Uma história encorajadora: conheça o relato de Vanessa Clemente Cardoso.
“Sou aluna do doutorado do Programa de Pós-Graduação em História da Universidade Federal de Goiás. Na mesma instituição cursei a graduação (2007-2010) e o mestrado (2011-2013). Trabalho com uma coleção de livros didáticos da década de 1960 denominada História Nova do Brasil, elaborada por estudantes sob a orientação de Nelson Werneck Sodré. A obra possuía uma dimensão política e, com a instauração do regime militar, seus volumes foram queimados e proibidos e seus autores, alvos de perseguição. Minha pesquisa busca analisar a escrita da História do Brasil pela elite intelectual dos centros de formação do pensamento nacional presentes na coleção e a análise dos Inquéritos Policiais Militares resultantes da perseguição dos autores durante a ditadura militar.
Ingressei no doutorado em 2015 com bolsa de pesquisa pela CAPES e engravidei em 2016. Durante a gestação, finalizei o estágio docência e auxiliei a minha orientadora na organização de um evento acadêmico. Tive licença-maternidade de 4 meses concedido pela CAPES e pelo meu Programa de pós-graduação, embora a lei ainda não tivesse sido aprovada.

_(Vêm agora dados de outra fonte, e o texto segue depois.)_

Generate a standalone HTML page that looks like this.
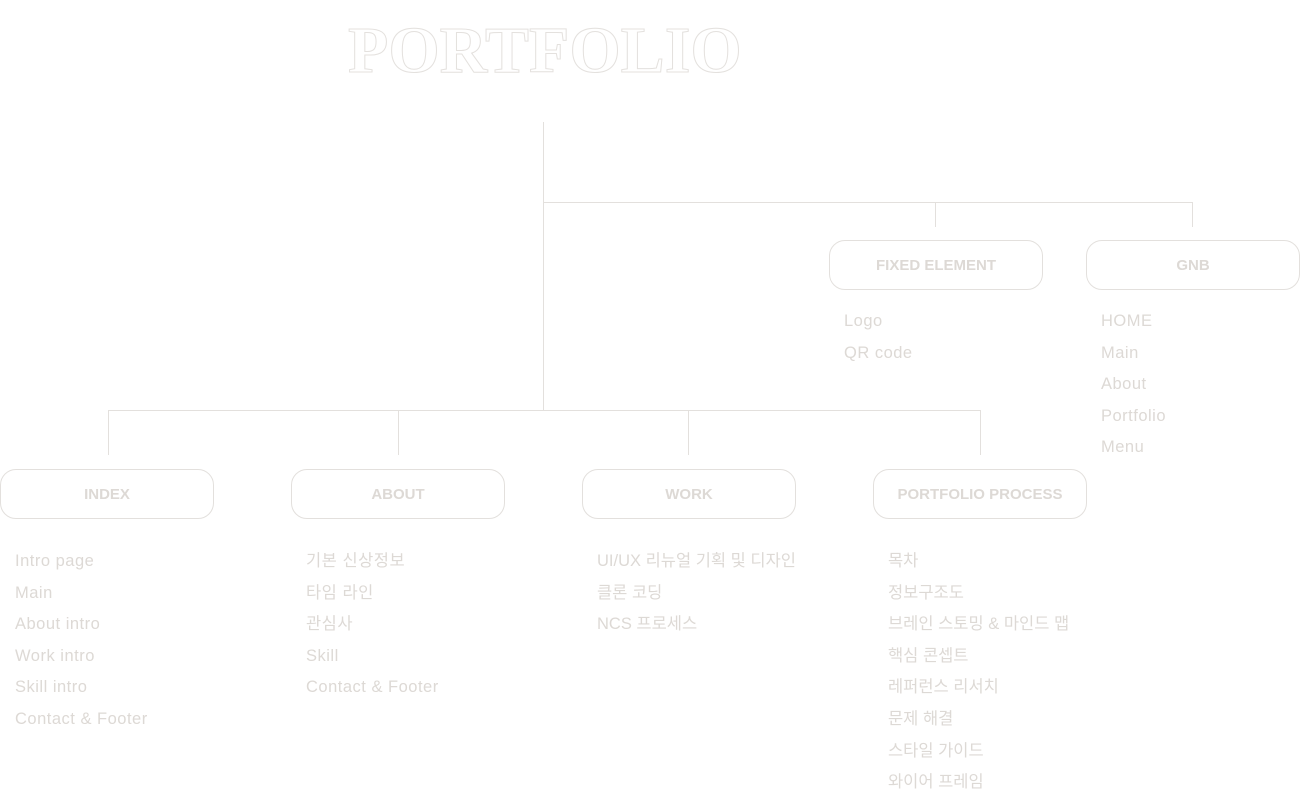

Minha filha nasceu no início de 2017, quando cursava o terceiro ano. Li muito sobre puerpério e exterogestação, mas a prática foi mais difícil. Os primeiros meses foram exaustivos, não consegui ler absolutamente nada da minha pesquisa. Chorei muitas vezes acreditando que nunca mais conseguiria retomar as leituras e sentia falta de ser a mulher que eu era antes. Hoje me redescobri e sei que a maternidade me possibilitou amadurecer e perceber que sou capaz de coisas que nem imaginava”.